Set task
Word for word, give the material below again, minus any images.
++++++++++
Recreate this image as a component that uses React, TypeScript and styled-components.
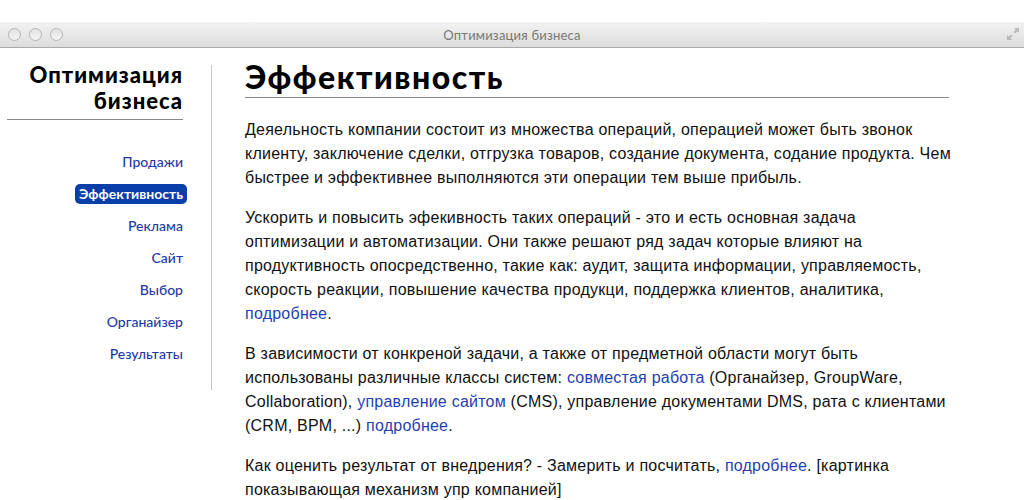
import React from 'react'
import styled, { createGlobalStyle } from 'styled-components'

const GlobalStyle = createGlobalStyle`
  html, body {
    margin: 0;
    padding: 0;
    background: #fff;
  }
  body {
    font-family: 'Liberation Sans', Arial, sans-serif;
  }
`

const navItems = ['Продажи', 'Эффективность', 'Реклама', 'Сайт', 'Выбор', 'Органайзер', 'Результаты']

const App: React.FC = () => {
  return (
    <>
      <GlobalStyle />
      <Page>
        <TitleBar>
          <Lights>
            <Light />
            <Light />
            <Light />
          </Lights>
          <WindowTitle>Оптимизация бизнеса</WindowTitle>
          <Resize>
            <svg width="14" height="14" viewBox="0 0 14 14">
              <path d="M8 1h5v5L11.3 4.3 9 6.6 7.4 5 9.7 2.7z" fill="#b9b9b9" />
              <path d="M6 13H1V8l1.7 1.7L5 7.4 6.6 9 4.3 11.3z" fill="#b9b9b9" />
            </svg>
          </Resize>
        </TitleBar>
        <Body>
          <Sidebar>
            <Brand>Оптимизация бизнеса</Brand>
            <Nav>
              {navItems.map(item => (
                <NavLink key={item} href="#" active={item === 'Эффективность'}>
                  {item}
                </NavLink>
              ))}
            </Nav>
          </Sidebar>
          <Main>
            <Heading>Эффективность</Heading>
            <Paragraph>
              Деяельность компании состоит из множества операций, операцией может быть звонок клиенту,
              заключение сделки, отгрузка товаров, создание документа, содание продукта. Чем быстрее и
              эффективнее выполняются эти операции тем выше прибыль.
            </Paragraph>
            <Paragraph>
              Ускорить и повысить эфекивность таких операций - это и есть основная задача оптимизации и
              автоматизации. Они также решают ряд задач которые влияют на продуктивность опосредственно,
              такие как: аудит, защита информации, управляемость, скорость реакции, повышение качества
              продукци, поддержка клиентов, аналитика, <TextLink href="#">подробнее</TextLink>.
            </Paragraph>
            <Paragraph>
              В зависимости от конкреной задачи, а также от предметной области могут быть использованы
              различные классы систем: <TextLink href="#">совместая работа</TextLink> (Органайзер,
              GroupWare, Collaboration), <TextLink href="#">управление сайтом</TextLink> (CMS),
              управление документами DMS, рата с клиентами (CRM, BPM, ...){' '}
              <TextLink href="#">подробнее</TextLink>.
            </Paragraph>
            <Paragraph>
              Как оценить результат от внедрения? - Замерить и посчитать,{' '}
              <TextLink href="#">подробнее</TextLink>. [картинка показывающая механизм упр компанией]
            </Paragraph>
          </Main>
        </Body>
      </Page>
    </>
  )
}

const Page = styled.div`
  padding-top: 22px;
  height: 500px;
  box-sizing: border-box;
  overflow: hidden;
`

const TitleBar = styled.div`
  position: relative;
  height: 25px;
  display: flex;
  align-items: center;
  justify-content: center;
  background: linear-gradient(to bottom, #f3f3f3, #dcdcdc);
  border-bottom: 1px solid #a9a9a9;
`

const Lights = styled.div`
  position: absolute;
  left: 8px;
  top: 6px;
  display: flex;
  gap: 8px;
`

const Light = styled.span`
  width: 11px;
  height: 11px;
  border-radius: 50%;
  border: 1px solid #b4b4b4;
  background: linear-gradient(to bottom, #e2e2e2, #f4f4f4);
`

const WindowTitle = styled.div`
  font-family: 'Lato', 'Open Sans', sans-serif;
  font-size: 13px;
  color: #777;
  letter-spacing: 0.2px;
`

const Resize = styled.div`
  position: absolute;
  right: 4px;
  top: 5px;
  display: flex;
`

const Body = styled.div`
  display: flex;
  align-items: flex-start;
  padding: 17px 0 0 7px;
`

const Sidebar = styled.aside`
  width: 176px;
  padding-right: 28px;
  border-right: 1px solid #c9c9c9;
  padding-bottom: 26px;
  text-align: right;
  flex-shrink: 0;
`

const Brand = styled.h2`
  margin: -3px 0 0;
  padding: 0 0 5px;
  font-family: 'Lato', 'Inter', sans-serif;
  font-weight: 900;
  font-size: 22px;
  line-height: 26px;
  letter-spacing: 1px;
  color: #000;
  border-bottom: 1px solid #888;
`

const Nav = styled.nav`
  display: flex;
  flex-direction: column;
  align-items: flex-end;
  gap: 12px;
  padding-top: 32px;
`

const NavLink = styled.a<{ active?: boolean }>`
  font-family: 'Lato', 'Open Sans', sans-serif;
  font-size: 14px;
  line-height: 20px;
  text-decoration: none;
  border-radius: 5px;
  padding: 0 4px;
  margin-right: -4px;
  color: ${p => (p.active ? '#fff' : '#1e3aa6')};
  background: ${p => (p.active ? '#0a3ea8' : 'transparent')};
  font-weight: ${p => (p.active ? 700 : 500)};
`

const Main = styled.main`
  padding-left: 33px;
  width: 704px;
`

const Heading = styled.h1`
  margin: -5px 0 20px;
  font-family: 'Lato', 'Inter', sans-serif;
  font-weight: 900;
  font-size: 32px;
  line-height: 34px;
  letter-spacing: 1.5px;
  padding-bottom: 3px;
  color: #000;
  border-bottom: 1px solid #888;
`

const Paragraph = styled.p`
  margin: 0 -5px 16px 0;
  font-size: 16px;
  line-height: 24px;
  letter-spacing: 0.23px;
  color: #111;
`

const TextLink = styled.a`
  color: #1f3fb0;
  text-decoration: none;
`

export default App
++++++++++
Result
Recreate this image as a component that uses React, TypeScript and styled-components.
import React from 'react'
import styled, { createGlobalStyle } from 'styled-components'

const GlobalStyle = createGlobalStyle`
  html, body {
    margin: 0;
    padding: 0;
    background: #fff;
  }
  body {
    font-family: 'Liberation Sans', Arial, sans-serif;
  }
`

const navItems = ['Продажи', 'Эффективность', 'Реклама', 'Сайт', 'Выбор', 'Органайзер', 'Результаты']

const App: React.FC = () => {
  return (
    <>
      <GlobalStyle />
      <Page>
        <TitleBar>
          <Lights>
            <Light />
            <Light />
            <Light />
          </Lights>
          <WindowTitle>Оптимизация бизнеса</WindowTitle>
          <Resize>
            <svg width="14" height="14" viewBox="0 0 14 14">
              <path d="M8 1h5v5L11.3 4.3 9 6.6 7.4 5 9.7 2.7z" fill="#b9b9b9" />
              <path d="M6 13H1V8l1.7 1.7L5 7.4 6.6 9 4.3 11.3z" fill="#b9b9b9" />
            </svg>
          </Resize>
        </TitleBar>
        <Body>
          <Sidebar>
            <Brand>Оптимизация бизнеса</Brand>
            <Nav>
              {navItems.map(item => (
                <NavLink key={item} href="#" active={item === 'Эффективность'}>
                  {item}
                </NavLink>
              ))}
            </Nav>
          </Sidebar>
          <Main>
            <Heading>Эффективность</Heading>
            <Paragraph>
              Деяельность компании состоит из множества операций, операцией может быть звонок клиенту,
              заключение сделки, отгрузка товаров, создание документа, содание продукта. Чем быстрее и
              эффективнее выполняются эти операции тем выше прибыль.
            </Paragraph>
            <Paragraph>
              Ускорить и повысить эфекивность таких операций - это и есть основная задача оптимизации и
              автоматизации. Они также решают ряд задач которые влияют на продуктивность опосредственно,
              такие как: аудит, защита информации, управляемость, скорость реакции, повышение качества
              продукци, поддержка клиентов, аналитика, <TextLink href="#">подробнее</TextLink>.
            </Paragraph>
            <Paragraph>
              В зависимости от конкреной задачи, а также от предметной области могут быть использованы
              различные классы систем: <TextLink href="#">совместая работа</TextLink> (Органайзер,
              GroupWare, Collaboration), <TextLink href="#">управление сайтом</TextLink> (CMS),
              управление документами DMS, рата с клиентами (CRM, BPM, ...){' '}
              <TextLink href="#">подробнее</TextLink>.
            </Paragraph>
            <Paragraph>
              Как оценить результат от внедрения? - Замерить и посчитать,{' '}
              <TextLink href="#">подробнее</TextLink>. [картинка показывающая механизм упр компанией]
            </Paragraph>
          </Main>
        </Body>
      </Page>
    </>
  )
}

const Page = styled.div`
  padding-top: 22px;
  height: 500px;
  box-sizing: border-box;
  overflow: hidden;
`

const TitleBar = styled.div`
  position: relative;
  height: 25px;
  display: flex;
  align-items: center;
  justify-content: center;
  background: linear-gradient(to bottom, #f3f3f3, #dcdcdc);
  border-bottom: 1px solid #a9a9a9;
`

const Lights = styled.div`
  position: absolute;
  left: 8px;
  top: 6px;
  display: flex;
  gap: 8px;
`

const Light = styled.span`
  width: 11px;
  height: 11px;
  border-radius: 50%;
  border: 1px solid #b4b4b4;
  background: linear-gradient(to bottom, #e2e2e2, #f4f4f4);
`

const WindowTitle = styled.div`
  font-family: 'Lato', 'Open Sans', sans-serif;
  font-size: 13px;
  color: #777;
  letter-spacing: 0.2px;
`

const Resize = styled.div`
  position: absolute;
  right: 4px;
  top: 5px;
  display: flex;
`

const Body = styled.div`
  display: flex;
  align-items: flex-start;
  padding: 17px 0 0 7px;
`

const Sidebar = styled.aside`
  width: 176px;
  padding-right: 28px;
  border-right: 1px solid #c9c9c9;
  padding-bottom: 26px;
  text-align: right;
  flex-shrink: 0;
`

const Brand = styled.h2`
  margin: -3px 0 0;
  padding: 0 0 5px;
  font-family: 'Lato', 'Inter', sans-serif;
  font-weight: 900;
  font-size: 22px;
  line-height: 26px;
  letter-spacing: 1px;
  color: #000;
  border-bottom: 1px solid #888;
`

const Nav = styled.nav`
  display: flex;
  flex-direction: column;
  align-items: flex-end;
  gap: 12px;
  padding-top: 32px;
`

const NavLink = styled.a<{ active?: boolean }>`
  font-family: 'Lato', 'Open Sans', sans-serif;
  font-size: 14px;
  line-height: 20px;
  text-decoration: none;
  border-radius: 5px;
  padding: 0 4px;
  margin-right: -4px;
  color: ${p => (p.active ? '#fff' : '#1e3aa6')};
  background: ${p => (p.active ? '#0a3ea8' : 'transparent')};
  font-weight: ${p => (p.active ? 700 : 500)};
`

const Main = styled.main`
  padding-left: 33px;
  width: 704px;
`

const Heading = styled.h1`
  margin: -5px 0 20px;
  font-family: 'Lato', 'Inter', sans-serif;
  font-weight: 900;
  font-size: 32px;
  line-height: 34px;
  letter-spacing: 1.5px;
  padding-bottom: 3px;
  color: #000;
  border-bottom: 1px solid #888;
`

const Paragraph = styled.p`
  margin: 0 -5px 16px 0;
  font-size: 16px;
  line-height: 24px;
  letter-spacing: 0.23px;
  color: #111;
`

const TextLink = styled.a`
  color: #1f3fb0;
  text-decoration: none;
`

export default App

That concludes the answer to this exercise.